Written request: Images should be left out, and everything else in the listing reproduced exactly.

Dataset excerpt:
>>>>

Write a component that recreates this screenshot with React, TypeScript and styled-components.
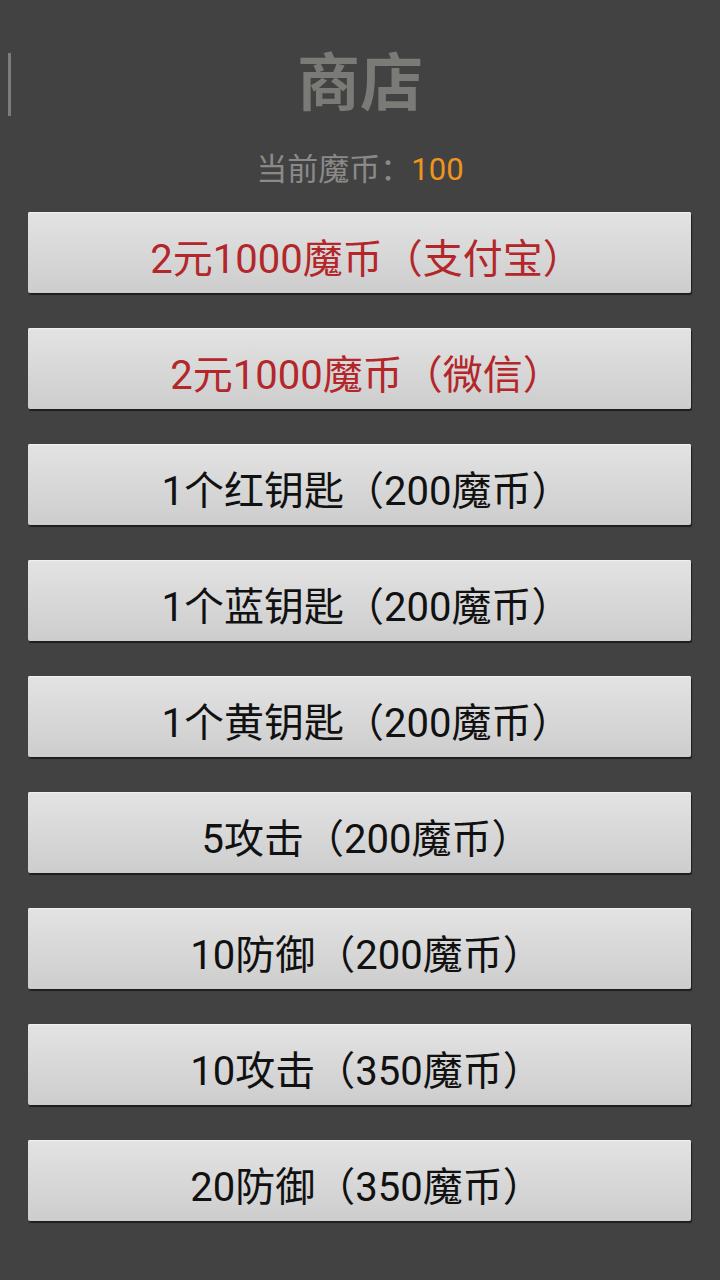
import React from "react";
import styled, { createGlobalStyle } from "styled-components";

const GlobalStyle = createGlobalStyle`
  html, body {
    margin: 0;
    padding: 0;
    background: #424242;
  }
  body {
    font-family: Roboto, "Noto Sans CJK SC", sans-serif;
  }
`;

const Page = styled.div`
  width: 720px;
  min-height: 1280px;
  background: #424242;
  box-sizing: border-box;
  padding-top: 48px;
`;

const Header = styled.div`
  display: grid;
  grid-template-columns: 1fr auto 1fr;
  align-items: center;
  height: 72px;
`;

const Cursor = styled.div`
  justify-self: start;
  width: 3px;
  height: 63px;
  margin-left: 8px;
  background: #7c7c7a;
`;

const Title = styled.h1`
  margin: 0;
  font-size: 63px;
  font-weight: bold;
  line-height: 72px;
  color: #7a7a76;
`;

const Balance = styled.div`
  margin-top: 30px;
  text-align: center;
  font-size: 31px;
  line-height: 40px;
  color: #8a8a88;
`;

const Coins = styled.span`
  color: #f0941c;
`;

const List = styled.div`
  display: flex;
  flex-direction: column;
  gap: 35px;
  margin-top: 22px;
  padding: 0 29px 0 28px;
`;

const ShopButton = styled.button<{ $pay?: boolean }>`
  height: 81px;
  border: none;
  border-radius: 2px;
  background: linear-gradient(#e3e3e3, #cdcdcd);
  box-shadow: 1px 2px 1px rgba(0, 0, 0, 0.55), inset 0 1px 0 #f0f0f0;
  font-family: Roboto, "Noto Sans CJK SC", sans-serif;
  font-size: 40px;
  color: ${(props) => (props.$pay ? "#b3262a" : "#111111")};
  padding: 6px 0 0 14px;
  cursor: pointer;
`;

const items = [
  { label: "2元1000魔币（支付宝）", pay: true },
  { label: "2元1000魔币（微信）", pay: true },
  { label: "1个红钥匙（200魔币）" },
  { label: "1个蓝钥匙（200魔币）" },
  { label: "1个黄钥匙（200魔币）" },
  { label: "5攻击（200魔币）" },
  { label: "10防御（200魔币）" },
  { label: "10攻击（350魔币）" },
  { label: "20防御（350魔币）" },
];

const App: React.FC = () => {
  return (
    <>
      <GlobalStyle />
      <Page>
        <Header>
          <Cursor />
          <Title>商店</Title>
          <div />
        </Header>
        <Balance>
          当前魔币：<Coins>100</Coins>
        </Balance>
        <List>
          {items.map((item) => (
            <ShopButton key={item.label} $pay={item.pay}>
              {item.label}
            </ShopButton>
          ))}
        </List>
      </Page>
    </>
  );
};

export default App;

<<<<

Reply to the task:
Write a component that recreates this screenshot with React, TypeScript and styled-components.
import React from "react";
import styled, { createGlobalStyle } from "styled-components";

const GlobalStyle = createGlobalStyle`
  html, body {
    margin: 0;
    padding: 0;
    background: #424242;
  }
  body {
    font-family: Roboto, "Noto Sans CJK SC", sans-serif;
  }
`;

const Page = styled.div`
  width: 720px;
  min-height: 1280px;
  background: #424242;
  box-sizing: border-box;
  padding-top: 48px;
`;

const Header = styled.div`
  display: grid;
  grid-template-columns: 1fr auto 1fr;
  align-items: center;
  height: 72px;
`;

const Cursor = styled.div`
  justify-self: start;
  width: 3px;
  height: 63px;
  margin-left: 8px;
  background: #7c7c7a;
`;

const Title = styled.h1`
  margin: 0;
  font-size: 63px;
  font-weight: bold;
  line-height: 72px;
  color: #7a7a76;
`;

const Balance = styled.div`
  margin-top: 30px;
  text-align: center;
  font-size: 31px;
  line-height: 40px;
  color: #8a8a88;
`;

const Coins = styled.span`
  color: #f0941c;
`;

const List = styled.div`
  display: flex;
  flex-direction: column;
  gap: 35px;
  margin-top: 22px;
  padding: 0 29px 0 28px;
`;

const ShopButton = styled.button<{ $pay?: boolean }>`
  height: 81px;
  border: none;
  border-radius: 2px;
  background: linear-gradient(#e3e3e3, #cdcdcd);
  box-shadow: 1px 2px 1px rgba(0, 0, 0, 0.55), inset 0 1px 0 #f0f0f0;
  font-family: Roboto, "Noto Sans CJK SC", sans-serif;
  font-size: 40px;
  color: ${(props) => (props.$pay ? "#b3262a" : "#111111")};
  padding: 6px 0 0 14px;
  cursor: pointer;
`;

const items = [
  { label: "2元1000魔币（支付宝）", pay: true },
  { label: "2元1000魔币（微信）", pay: true },
  { label: "1个红钥匙（200魔币）" },
  { label: "1个蓝钥匙（200魔币）" },
  { label: "1个黄钥匙（200魔币）" },
  { label: "5攻击（200魔币）" },
  { label: "10防御（200魔币）" },
  { label: "10攻击（350魔币）" },
  { label: "20防御（350魔币）" },
];

const App: React.FC = () => {
  return (
    <>
      <GlobalStyle />
      <Page>
        <Header>
          <Cursor />
          <Title>商店</Title>
          <div />
        </Header>
        <Balance>
          当前魔币：<Coins>100</Coins>
        </Balance>
        <List>
          {items.map((item) => (
            <ShopButton key={item.label} $pay={item.pay}>
              {item.label}
            </ShopButton>
          ))}
        </List>
      </Page>
    </>
  );
};

export default App;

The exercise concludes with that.